PROBLEM TO WORK ON » Look through the listing below and report how many lines contain "components", as a bare number.

Lines of data »
--------------------
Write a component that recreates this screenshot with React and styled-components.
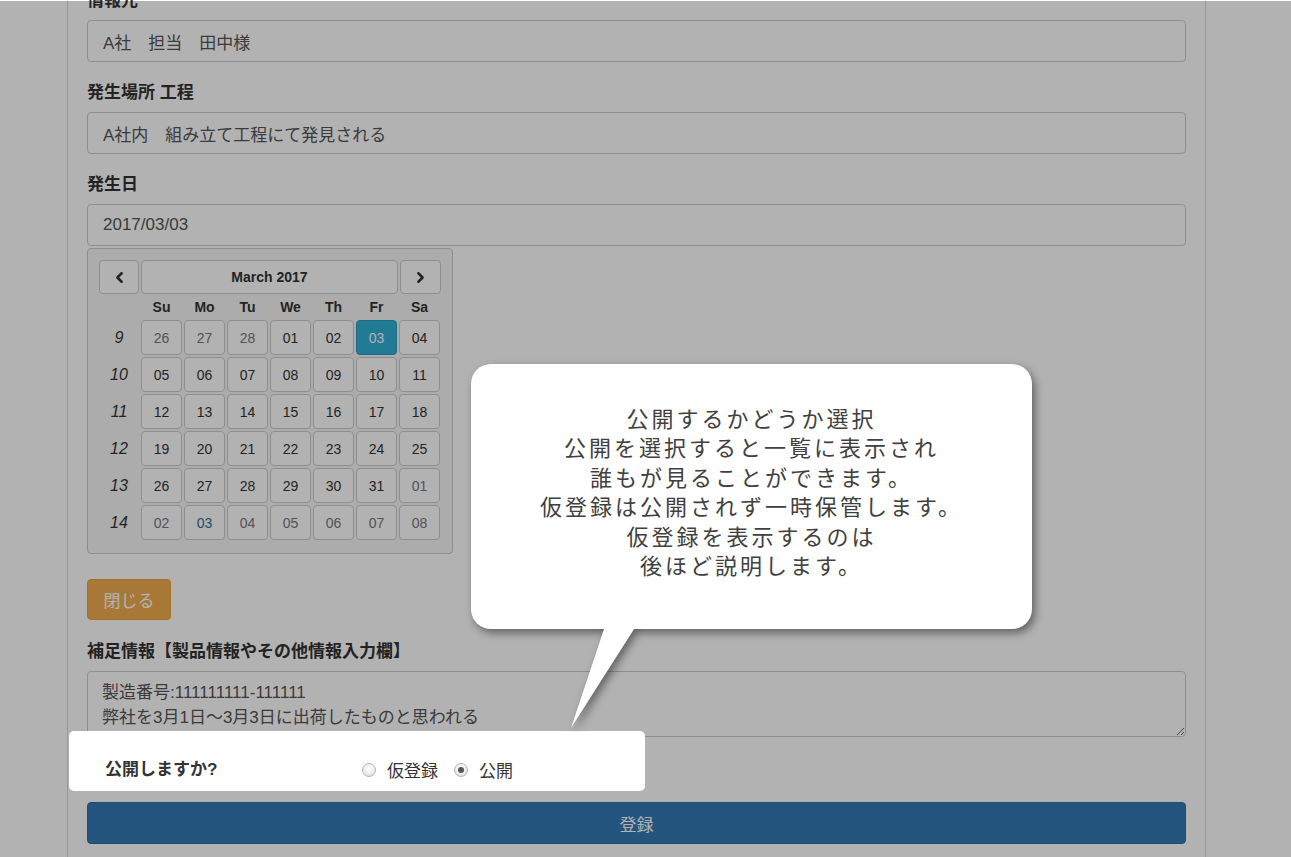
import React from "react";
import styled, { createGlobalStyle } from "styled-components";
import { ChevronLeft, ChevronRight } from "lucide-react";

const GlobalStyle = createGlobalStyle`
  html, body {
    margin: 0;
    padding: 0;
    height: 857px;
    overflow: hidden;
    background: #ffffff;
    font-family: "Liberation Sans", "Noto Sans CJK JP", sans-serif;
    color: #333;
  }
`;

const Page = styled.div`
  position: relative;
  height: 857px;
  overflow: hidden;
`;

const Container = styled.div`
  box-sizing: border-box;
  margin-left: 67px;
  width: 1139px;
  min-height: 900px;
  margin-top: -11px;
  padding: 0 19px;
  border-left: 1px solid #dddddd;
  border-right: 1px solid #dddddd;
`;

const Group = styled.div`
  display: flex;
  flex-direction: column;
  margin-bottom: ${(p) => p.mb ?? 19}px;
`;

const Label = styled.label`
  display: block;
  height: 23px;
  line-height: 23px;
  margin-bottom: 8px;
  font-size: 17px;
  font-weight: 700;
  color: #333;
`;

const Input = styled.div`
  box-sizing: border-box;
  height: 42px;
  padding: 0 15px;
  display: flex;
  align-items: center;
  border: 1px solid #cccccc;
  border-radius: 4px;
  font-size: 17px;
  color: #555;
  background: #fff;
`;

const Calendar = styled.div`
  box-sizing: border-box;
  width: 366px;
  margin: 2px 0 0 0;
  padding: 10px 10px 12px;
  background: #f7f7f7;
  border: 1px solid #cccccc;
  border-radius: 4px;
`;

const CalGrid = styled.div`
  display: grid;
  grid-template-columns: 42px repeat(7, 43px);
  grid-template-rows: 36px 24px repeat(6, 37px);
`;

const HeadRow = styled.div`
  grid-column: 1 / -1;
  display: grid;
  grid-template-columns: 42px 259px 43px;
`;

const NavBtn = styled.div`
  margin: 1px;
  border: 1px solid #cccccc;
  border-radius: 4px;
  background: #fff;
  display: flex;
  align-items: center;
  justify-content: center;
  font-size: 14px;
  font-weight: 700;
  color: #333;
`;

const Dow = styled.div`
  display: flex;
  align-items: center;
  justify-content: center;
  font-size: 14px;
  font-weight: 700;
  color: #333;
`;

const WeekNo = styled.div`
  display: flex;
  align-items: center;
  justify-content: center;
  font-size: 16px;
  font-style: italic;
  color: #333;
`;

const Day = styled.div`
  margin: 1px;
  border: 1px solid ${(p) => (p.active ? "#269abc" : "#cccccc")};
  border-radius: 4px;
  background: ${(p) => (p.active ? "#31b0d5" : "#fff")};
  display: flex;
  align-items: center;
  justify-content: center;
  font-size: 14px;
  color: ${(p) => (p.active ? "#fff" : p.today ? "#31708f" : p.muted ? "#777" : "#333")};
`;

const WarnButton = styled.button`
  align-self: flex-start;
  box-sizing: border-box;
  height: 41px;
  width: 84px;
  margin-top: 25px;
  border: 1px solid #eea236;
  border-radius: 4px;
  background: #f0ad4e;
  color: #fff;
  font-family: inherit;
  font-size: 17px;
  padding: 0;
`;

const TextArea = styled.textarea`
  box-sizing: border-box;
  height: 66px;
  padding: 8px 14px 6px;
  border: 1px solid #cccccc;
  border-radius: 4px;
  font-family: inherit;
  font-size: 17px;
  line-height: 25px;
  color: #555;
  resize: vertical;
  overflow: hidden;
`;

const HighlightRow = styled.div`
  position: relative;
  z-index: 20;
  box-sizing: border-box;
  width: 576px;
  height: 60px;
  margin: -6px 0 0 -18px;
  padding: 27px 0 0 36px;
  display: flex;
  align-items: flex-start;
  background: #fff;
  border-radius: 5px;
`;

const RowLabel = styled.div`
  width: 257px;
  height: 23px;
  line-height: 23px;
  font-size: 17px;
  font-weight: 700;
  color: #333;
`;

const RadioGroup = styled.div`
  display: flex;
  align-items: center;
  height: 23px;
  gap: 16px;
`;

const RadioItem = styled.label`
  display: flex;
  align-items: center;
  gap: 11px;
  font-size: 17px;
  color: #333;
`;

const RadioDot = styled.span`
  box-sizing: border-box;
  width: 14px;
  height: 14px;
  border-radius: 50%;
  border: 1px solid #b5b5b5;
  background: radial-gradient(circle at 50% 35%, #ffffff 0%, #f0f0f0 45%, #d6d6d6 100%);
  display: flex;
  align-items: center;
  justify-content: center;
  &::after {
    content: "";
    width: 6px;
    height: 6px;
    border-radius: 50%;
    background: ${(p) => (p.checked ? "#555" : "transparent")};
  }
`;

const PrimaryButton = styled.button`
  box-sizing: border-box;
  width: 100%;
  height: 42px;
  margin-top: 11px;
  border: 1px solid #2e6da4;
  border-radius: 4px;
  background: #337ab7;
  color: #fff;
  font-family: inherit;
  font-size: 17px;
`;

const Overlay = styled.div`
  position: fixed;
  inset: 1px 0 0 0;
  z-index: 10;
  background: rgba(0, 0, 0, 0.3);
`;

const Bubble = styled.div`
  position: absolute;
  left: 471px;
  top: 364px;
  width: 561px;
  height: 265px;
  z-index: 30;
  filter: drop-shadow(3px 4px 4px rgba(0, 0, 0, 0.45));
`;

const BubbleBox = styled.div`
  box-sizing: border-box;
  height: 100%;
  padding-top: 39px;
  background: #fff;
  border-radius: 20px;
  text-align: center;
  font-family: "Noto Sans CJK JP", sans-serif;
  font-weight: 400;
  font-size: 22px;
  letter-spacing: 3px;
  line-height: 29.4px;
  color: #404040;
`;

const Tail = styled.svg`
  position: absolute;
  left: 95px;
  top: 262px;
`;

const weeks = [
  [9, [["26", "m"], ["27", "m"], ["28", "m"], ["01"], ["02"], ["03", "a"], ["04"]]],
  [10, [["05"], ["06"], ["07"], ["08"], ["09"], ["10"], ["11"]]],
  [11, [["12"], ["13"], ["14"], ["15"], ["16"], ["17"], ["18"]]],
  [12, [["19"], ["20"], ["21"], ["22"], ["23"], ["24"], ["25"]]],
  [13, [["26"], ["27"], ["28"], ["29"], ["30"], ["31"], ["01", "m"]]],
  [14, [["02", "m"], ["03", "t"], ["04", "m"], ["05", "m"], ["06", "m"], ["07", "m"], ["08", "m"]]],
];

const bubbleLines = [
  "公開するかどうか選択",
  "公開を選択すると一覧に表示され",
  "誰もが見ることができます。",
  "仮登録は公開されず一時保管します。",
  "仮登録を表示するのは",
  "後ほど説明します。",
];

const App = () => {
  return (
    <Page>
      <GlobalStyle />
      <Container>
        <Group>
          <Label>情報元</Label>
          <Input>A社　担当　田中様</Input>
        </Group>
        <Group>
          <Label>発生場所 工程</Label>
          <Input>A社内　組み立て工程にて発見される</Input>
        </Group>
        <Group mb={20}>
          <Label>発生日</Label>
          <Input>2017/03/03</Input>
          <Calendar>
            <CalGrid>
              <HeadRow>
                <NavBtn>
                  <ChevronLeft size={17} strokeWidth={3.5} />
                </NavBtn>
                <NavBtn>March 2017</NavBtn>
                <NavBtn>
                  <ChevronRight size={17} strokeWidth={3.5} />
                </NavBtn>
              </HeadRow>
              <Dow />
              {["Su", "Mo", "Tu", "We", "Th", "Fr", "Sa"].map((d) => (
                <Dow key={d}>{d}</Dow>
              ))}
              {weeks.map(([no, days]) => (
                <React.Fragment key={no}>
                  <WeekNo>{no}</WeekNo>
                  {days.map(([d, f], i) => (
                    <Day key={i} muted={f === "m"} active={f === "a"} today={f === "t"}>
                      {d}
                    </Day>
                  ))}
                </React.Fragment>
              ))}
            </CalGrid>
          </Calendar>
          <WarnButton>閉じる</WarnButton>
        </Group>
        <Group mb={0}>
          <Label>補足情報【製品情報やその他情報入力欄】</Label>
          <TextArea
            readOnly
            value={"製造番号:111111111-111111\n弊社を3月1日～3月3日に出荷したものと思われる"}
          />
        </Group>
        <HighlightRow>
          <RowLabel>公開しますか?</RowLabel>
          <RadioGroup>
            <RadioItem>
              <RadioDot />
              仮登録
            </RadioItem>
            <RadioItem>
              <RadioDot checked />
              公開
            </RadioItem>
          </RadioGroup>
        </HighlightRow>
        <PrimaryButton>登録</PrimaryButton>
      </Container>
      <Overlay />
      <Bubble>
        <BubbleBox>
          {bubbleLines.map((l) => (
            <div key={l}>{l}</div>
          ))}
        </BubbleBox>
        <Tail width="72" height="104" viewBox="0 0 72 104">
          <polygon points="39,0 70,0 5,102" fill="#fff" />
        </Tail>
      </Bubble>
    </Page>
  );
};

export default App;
--------------------
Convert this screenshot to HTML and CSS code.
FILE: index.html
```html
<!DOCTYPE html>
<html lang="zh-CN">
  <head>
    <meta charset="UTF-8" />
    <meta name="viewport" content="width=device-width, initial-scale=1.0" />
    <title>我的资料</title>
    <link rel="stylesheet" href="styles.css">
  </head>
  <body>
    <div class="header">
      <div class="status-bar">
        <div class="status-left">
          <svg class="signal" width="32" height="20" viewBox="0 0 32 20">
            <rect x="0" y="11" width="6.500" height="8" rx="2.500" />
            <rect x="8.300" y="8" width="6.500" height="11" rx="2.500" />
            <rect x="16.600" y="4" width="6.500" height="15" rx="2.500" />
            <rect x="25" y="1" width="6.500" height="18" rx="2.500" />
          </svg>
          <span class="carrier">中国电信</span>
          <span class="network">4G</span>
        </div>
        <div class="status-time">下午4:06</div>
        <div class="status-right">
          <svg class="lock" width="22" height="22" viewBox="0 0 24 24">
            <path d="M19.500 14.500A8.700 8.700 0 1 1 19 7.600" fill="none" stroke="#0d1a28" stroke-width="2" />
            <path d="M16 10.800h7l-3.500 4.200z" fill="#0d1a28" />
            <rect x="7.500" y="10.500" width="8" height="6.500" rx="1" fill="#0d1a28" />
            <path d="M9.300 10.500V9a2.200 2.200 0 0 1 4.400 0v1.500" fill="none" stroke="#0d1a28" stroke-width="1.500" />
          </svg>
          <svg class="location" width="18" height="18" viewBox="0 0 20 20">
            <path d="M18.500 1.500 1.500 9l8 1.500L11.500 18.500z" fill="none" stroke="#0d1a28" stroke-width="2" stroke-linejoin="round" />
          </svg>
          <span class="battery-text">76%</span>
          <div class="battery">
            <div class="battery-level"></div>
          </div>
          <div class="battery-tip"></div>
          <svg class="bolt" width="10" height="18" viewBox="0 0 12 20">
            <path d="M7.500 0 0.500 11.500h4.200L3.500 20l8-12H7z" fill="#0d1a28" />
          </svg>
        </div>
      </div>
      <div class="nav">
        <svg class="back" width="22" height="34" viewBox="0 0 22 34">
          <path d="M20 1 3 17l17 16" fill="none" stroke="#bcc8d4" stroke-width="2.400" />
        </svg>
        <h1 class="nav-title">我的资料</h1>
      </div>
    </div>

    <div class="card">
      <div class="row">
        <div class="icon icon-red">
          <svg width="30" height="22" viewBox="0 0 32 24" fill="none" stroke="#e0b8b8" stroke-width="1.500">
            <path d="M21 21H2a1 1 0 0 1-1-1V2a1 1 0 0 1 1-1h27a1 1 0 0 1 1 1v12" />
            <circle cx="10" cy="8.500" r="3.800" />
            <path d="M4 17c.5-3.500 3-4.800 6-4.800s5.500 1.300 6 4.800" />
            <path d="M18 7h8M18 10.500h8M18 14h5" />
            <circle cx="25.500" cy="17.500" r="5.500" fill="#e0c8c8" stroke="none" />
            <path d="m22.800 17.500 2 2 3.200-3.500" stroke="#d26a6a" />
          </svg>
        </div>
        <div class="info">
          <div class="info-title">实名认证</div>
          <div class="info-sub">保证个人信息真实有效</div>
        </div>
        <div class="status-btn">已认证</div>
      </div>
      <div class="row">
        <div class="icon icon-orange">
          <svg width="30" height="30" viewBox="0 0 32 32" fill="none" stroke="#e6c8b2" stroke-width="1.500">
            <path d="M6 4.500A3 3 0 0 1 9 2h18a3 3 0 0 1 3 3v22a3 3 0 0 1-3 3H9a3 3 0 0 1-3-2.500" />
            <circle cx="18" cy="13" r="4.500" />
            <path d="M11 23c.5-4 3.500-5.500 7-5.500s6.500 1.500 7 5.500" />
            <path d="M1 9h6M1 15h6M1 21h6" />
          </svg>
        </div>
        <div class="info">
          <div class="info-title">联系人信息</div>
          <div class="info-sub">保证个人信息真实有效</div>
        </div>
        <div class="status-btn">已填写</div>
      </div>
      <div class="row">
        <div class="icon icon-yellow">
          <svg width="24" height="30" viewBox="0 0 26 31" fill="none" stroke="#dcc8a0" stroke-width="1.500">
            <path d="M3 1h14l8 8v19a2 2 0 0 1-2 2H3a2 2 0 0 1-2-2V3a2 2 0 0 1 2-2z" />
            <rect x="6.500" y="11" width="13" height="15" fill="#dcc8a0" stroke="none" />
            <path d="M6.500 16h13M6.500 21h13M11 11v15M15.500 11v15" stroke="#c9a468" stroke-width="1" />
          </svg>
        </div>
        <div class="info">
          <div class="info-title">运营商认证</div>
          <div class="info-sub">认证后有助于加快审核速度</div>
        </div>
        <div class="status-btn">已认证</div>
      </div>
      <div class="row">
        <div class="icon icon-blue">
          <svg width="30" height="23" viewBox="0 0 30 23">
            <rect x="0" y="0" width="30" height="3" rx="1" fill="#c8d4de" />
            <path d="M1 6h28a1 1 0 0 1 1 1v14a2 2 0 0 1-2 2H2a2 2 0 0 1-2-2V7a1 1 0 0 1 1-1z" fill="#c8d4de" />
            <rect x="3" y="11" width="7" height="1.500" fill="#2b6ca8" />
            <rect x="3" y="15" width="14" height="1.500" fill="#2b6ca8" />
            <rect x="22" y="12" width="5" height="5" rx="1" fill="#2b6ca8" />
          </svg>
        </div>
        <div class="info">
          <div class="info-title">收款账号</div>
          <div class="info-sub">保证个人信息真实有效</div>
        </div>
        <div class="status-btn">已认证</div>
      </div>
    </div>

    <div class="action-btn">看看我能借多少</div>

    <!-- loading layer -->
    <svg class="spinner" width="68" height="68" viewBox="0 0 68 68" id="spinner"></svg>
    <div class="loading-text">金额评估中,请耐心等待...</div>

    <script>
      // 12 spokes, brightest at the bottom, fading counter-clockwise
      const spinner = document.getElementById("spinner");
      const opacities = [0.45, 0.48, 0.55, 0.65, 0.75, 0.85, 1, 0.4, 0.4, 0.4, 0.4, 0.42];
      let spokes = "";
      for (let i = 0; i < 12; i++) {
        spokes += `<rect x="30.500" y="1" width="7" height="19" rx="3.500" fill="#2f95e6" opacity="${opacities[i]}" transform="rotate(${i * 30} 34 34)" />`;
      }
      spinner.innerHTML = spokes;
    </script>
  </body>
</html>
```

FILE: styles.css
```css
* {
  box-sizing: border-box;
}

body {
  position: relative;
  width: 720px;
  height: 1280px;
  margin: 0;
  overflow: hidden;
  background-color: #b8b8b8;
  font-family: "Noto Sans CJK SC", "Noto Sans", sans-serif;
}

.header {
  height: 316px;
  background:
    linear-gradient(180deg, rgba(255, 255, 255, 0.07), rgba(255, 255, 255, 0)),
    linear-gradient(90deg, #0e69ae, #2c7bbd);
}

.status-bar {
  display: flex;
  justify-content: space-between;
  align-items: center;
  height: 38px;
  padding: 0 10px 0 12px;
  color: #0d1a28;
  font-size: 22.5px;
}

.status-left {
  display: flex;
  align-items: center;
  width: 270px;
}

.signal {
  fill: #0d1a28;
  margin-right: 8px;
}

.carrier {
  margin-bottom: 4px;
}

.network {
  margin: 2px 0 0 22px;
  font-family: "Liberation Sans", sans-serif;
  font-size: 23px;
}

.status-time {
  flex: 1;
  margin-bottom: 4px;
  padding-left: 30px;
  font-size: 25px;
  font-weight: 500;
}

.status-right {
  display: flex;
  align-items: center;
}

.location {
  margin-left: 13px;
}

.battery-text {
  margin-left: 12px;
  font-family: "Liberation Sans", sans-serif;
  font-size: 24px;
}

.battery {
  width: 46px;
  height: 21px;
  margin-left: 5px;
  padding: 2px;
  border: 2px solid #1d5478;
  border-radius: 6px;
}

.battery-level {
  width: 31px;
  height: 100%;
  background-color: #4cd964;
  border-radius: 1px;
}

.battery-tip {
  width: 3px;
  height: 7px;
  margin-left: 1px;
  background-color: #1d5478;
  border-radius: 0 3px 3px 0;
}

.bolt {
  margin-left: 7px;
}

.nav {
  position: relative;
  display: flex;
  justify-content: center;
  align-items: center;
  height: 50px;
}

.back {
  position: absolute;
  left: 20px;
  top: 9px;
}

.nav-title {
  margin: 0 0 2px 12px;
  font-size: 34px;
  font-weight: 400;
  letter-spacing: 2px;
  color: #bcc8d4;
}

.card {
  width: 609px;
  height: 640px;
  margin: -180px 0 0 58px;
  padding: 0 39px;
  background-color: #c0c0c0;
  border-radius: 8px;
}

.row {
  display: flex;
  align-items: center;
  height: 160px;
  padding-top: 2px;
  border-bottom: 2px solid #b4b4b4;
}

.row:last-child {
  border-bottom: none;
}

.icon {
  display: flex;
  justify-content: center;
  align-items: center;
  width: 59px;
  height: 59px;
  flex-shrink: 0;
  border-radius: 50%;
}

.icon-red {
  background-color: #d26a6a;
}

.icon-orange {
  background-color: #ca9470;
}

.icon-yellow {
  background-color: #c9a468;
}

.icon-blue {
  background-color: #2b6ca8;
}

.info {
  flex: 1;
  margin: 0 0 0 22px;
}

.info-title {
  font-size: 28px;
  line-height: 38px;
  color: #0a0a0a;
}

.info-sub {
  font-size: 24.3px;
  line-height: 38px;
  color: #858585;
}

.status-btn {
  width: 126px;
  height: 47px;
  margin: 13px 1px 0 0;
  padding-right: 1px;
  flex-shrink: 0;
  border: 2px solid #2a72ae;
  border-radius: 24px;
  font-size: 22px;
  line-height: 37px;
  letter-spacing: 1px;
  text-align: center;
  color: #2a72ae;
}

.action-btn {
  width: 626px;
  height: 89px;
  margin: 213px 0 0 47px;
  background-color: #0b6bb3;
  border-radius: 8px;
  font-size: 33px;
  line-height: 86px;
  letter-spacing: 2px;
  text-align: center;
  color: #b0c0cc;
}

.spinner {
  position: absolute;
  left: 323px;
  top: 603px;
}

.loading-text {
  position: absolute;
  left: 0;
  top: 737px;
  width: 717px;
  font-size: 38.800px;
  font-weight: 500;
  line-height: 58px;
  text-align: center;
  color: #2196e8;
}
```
--------------------
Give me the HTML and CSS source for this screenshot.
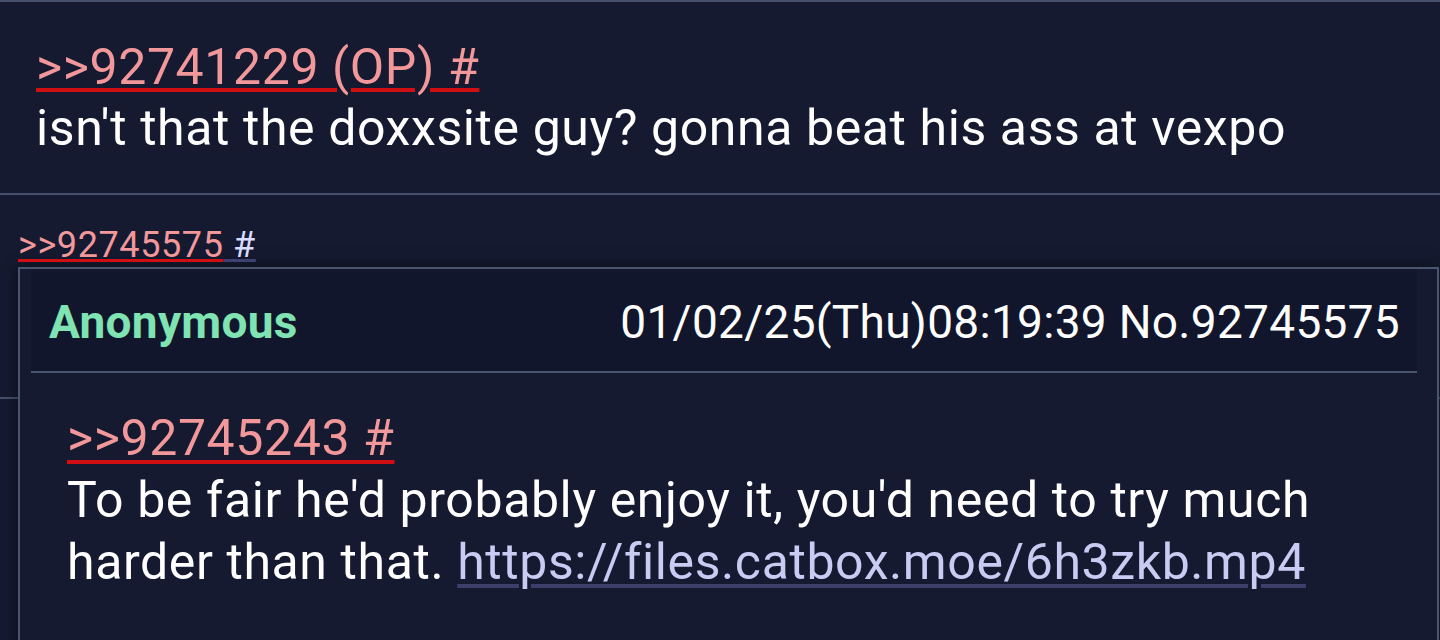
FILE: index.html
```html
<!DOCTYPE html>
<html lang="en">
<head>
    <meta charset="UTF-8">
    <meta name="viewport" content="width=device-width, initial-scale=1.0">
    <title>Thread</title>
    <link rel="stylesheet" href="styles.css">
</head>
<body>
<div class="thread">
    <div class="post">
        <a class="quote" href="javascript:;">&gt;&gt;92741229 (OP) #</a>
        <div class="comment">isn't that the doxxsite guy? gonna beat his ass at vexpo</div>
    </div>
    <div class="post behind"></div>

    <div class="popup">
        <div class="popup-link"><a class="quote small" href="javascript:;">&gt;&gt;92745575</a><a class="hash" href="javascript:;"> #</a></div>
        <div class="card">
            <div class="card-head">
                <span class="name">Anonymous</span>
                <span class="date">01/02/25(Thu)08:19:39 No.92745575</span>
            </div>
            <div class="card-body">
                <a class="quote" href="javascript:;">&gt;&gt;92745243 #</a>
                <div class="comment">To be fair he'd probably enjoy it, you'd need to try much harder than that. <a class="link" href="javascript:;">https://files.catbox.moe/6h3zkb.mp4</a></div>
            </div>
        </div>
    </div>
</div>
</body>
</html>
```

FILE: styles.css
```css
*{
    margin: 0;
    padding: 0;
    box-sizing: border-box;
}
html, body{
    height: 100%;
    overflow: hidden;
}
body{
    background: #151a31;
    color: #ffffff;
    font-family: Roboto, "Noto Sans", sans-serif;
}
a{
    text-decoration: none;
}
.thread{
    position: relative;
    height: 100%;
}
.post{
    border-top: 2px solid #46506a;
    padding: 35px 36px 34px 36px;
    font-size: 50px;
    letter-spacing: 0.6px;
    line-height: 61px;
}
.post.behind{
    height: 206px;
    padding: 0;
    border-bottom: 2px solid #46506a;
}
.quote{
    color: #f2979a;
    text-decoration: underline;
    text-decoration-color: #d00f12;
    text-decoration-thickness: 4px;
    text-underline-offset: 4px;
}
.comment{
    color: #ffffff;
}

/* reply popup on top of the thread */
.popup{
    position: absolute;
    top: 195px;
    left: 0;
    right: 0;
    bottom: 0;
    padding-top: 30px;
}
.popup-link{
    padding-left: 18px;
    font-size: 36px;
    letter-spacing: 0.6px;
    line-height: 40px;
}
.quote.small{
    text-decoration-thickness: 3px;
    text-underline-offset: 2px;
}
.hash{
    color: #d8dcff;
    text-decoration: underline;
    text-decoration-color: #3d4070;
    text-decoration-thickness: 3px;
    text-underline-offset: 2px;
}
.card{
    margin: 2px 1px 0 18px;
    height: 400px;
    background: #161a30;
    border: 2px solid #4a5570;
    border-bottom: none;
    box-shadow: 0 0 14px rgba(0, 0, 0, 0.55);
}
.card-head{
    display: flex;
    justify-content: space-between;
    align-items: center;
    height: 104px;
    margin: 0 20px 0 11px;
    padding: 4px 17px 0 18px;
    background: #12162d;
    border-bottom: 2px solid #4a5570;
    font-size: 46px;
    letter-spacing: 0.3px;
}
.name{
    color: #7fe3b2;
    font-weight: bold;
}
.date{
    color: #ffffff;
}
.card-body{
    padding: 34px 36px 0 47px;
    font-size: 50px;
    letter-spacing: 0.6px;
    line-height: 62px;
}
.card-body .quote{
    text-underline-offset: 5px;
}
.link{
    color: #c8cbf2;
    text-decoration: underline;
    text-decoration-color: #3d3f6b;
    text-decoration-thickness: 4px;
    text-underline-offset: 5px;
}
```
--------------------
REPLY TO THE EXERCISE » 2